Cette « connexion généralisée » a aussi transformé notre rapport à l’inconnu…
L’inconnu, par définition, est quelque chose qui surgit. Ce qui nous pousse à rester connectés, c’est aussi l’attente de quelque chose que nous ne connaissons pas mais qui pourrait arriver. Si nous avons des difficultés à nous déconnecter, c’est aussi parce que, potentiellement, l’inconnu peut passer par le smartphone. J’appelle ce phénomène « l’advenance ». Nous sommes confusément en attente d’un inconnu qui pourrait surgir via notre écran. Pourtant, si nous restons constamment branchés, nous signifions aux personnes inconnues des lieux que nous traversons que nous ne sommes pas attentifs à elles. En retour, elles ne vous parleront pas. C’est très paradoxal : l’advenance vous pousse à être branché, mais le fait d’être branché vous coupe peut-être de choses qui auraient pu advenir si vous ne l’aviez pas été.
Notre liberté était souvent affectée par les inégalités sociales face à l’accès au numérique. Désormais, dépend-elle, à l’inverse, de notre capacité à nous en détacher ?
La première fracture numérique relevait de l’équipement informatique. La seconde concernait davantage l’usage du même équipement par les individus. Elle faisait intervenir des problématiques liées aux accès économiques, professionnels et relationnels. Aujourd’hui, la grande question est celle de l’aide à la décision au travers des algorithmes prédictifs, dont les recommandations arrivent à nous essentiellement par le biais des smartphones.
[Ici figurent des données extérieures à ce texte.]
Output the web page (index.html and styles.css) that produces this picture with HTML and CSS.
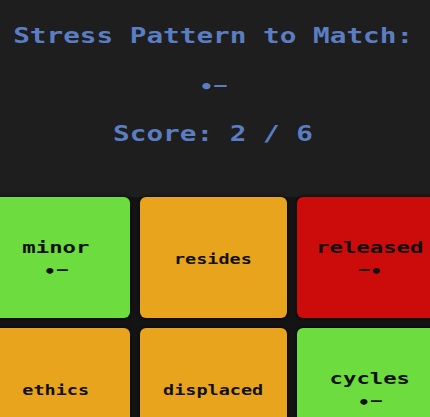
FILE: index.html
```html
<!DOCTYPE html>
<html lang="en">
<head>
<meta charset="utf-8">
<title>Stress Match</title>
<link rel="stylesheet" href="styles.css">
</head>
<body>
<main class="game">
  <header class="status">
    <h1 class="prompt"><span class="wide">Stress Pattern to Match:</span></h1>
    <p class="target"><span class="wide"><span class="beat">•</span>−</span></p>
    <p class="score"><span class="wide">Score: 2 / 6</span></p>
  </header>
  <section class="board-wrap">
    <div class="board">
      <div class="tile match"><span class="word">minor</span><span class="stress"><span class="beat">•</span>−</span></div>
      <div class="tile hidden"><span class="word">resides</span></div>
      <div class="tile miss"><span class="word">released</span><span class="stress">−<span class="beat">•</span></span></div>
      <div class="tile hidden"><span class="word">ethics</span></div>
      <div class="tile hidden"><span class="word">displaced</span></div>
      <div class="tile match"><span class="word">cycles</span><span class="stress"><span class="beat">•</span>−</span></div>
    </div>
  </section>
</main>
</body>
</html>
```
FILE: styles.css
```css
html, body {
  margin: 0;
  height: 100%;
  overflow: hidden;
}

body {
  background: #1e1e1e;
  font-family: "DejaVu Sans Mono", "Liberation Mono", monospace;
  font-weight: bold;
  padding-right: 4px;
}

/* the blocky pixel lettering is wider than the mono face */
.wide {
  display: inline-block;
  transform: scaleX(1.35);
}

/* stressed-syllable dot, dropped onto the same axis as the dash */
.beat {
  vertical-align: -0.13em;
  line-height: 0;
}

.status {
  text-align: center;
  color: #5b7dc2;
  padding-top: 24px;
}

.prompt {
  margin: 0;
  font-size: 20.5px;
  line-height: 24px;
  font-weight: bold;
}

.target {
  margin: 27px 0 0;
  font-size: 17px;
  line-height: 20px;
}

.score {
  margin: 27px 0 0;
  font-size: 20.5px;
  line-height: 24px;
}

.board-wrap {
  display: flex;
  justify-content: center;
  margin-top: 51px;
}

.board {
  flex: none;
  display: grid;
  grid-template-columns: repeat(3, 147px);
  grid-auto-rows: 121px;
  gap: 10px;
  background: #141414;
}

.tile {
  border-radius: 6px;
  box-shadow: 0 0 3px 1px rgba(0, 0, 0, 0.55);
  display: flex;
  flex-direction: column;
  align-items: center;
  justify-content: center;
  gap: 6px;
  padding-top: 3px;
  color: #111;
  text-align: center;
}

.tile .word,
.tile .stress {
  display: block;
  transform: scaleX(1.35);
}

.tile .word {
  font-size: 16.5px;
  line-height: 16px;
}

.tile .stress {
  font-size: 15px;
  line-height: 16px;
}

.tile.hidden .word {
  font-size: 13.7px;
}

.match { background: #6cdc3e; }
.hidden { background: #e8a41c; }
.miss { background: #cc0b0b; }
```
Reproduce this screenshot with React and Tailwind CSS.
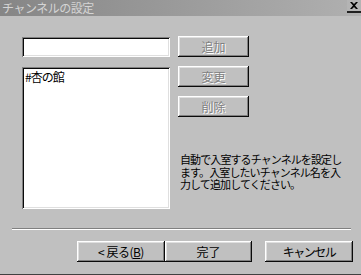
import React from "react";

const font = { fontFamily: '"Noto Sans CJK JP", "Noto Sans", sans-serif' };

function Btn({ children, disabled, className = "" }) {
  return (
    <button
      type="button"
      className={
        "flex items-center justify-center bg-[#c0c0c0] text-[12px] leading-none shadow-[inset_-1px_-1px_#0a0a0a,inset_1px_1px_#ffffff,inset_-2px_-2px_#808080,inset_2px_2px_#dfdfdf] " +
        (disabled ? "text-[#808080] [text-shadow:1px_1px_#ffffff] " : "text-black ") +
        className
      }
    >
      {children}
    </button>
  );
}

export default function App() {
  return (
    <div
      className="w-[361px] h-[275px] bg-[#c0c0c0] flex flex-col border-b border-[#404040] overflow-hidden"
      style={font}
    >
      {/* タイトルバー */}
      <div className="h-[16px] flex items-center justify-between bg-gradient-to-r from-[#868686] to-[#b0b0b0]">
        <span className="pl-[2px] text-[12px] leading-none tracking-[-0.5px] text-[#d4d4d4]">チャンネルの設定</span>
        <div className="w-[14px] h-[13px] self-start flex items-center justify-center bg-[#b4b4b4] border-b-2 border-[#202020]">
          <svg width="8" height="7" viewBox="0 0 8 7">
            <path d="M0 0h2l2 2 2-2h2L5 3.5 8 7H6L4 5 2 7H0l3-3.5z" fill="#000" />
          </svg>
        </div>
      </div>

      <div className="flex pt-[21px] pl-[22px]">
        <div className="w-[148px] shrink-0 flex flex-col gap-[10px]">
          <div className="h-[20px] bg-white shadow-[inset_1px_1px_#808080,inset_-1px_-1px_#ffffff,inset_2px_2px_#0a0a0a,inset_-2px_-2px_#dfdfdf]" />
          <div className="h-[142px] bg-white px-[3px] pt-[3px] text-[12px] leading-[14px] tracking-[-1px] text-black shadow-[inset_1px_1px_#808080,inset_-1px_-1px_#ffffff,inset_2px_2px_#0a0a0a,inset_-2px_-2px_#dfdfdf]">
            #杏の館
          </div>
        </div>
        <div className="ml-[8px] -mt-[1px] flex flex-col shrink-0">
          <div className="flex flex-col gap-[9px]">
            <Btn disabled className="w-[71px] h-[21px]">追加</Btn>
            <Btn disabled className="w-[71px] h-[21px]">変更</Btn>
            <Btn disabled className="w-[71px] h-[21px]">削除</Btn>
          </div>
          <p className="mt-[36px] ml-[2px] text-[11px] leading-[12.5px] tracking-[-0.9px] text-black whitespace-nowrap">
            自動で入室するチャンネルを設定し
            <br />
            ます。入室したいチャンネル名を入
            <br />
            力して追加してください。
          </p>
        </div>
      </div>

      <div className="mt-auto">
        <div className="ml-[12px] w-[339px] border-t border-[#808080] border-b border-b-white" />
        <div className="flex pl-[77px] pt-[11px] pb-[12px]">
          <Btn className="w-[88px] h-[21px] tracking-[-0.5px]">
            &lt;&nbsp;戻る(<span className="underline">B</span>)
          </Btn>
          <Btn className="w-[87px] h-[21px]">完了</Btn>
          <Btn className="ml-[13px] w-[88px] h-[21px] tracking-[-1.5px]">キャンセル</Btn>
        </div>
      </div>
    </div>
  );
}
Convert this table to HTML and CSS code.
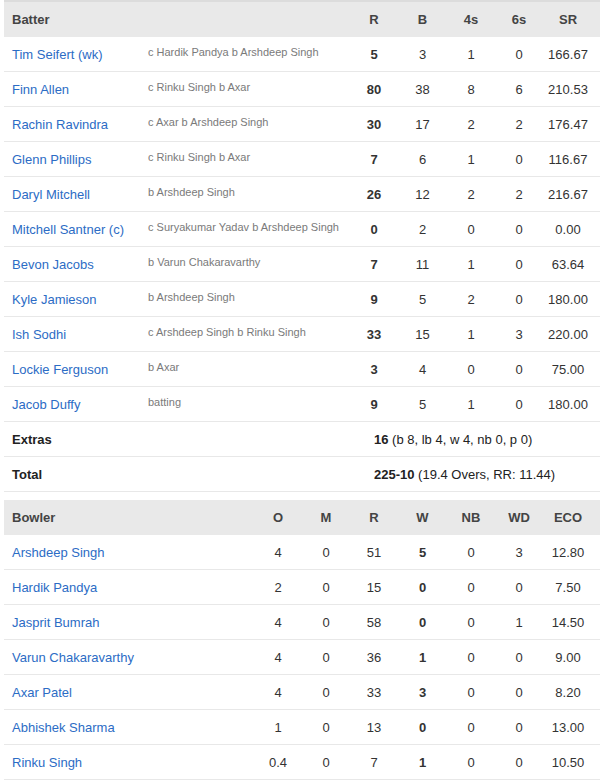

Mais je pense que nous avons les capacités individuelles et collectives pour être critiques face à ce qui nous est constamment « offert ». Le grand enjeu est là.
[1] Le Voyageur hypermoderne. Partir dans un monde connecté, écrit avec Jocelyn Lachance (Érès, 2016).
Francis Jauréguiberry Sociologue, professeur à l’université de Pau, ancien directeur du laboratoire Société, Environnement, Territoire du CNRS.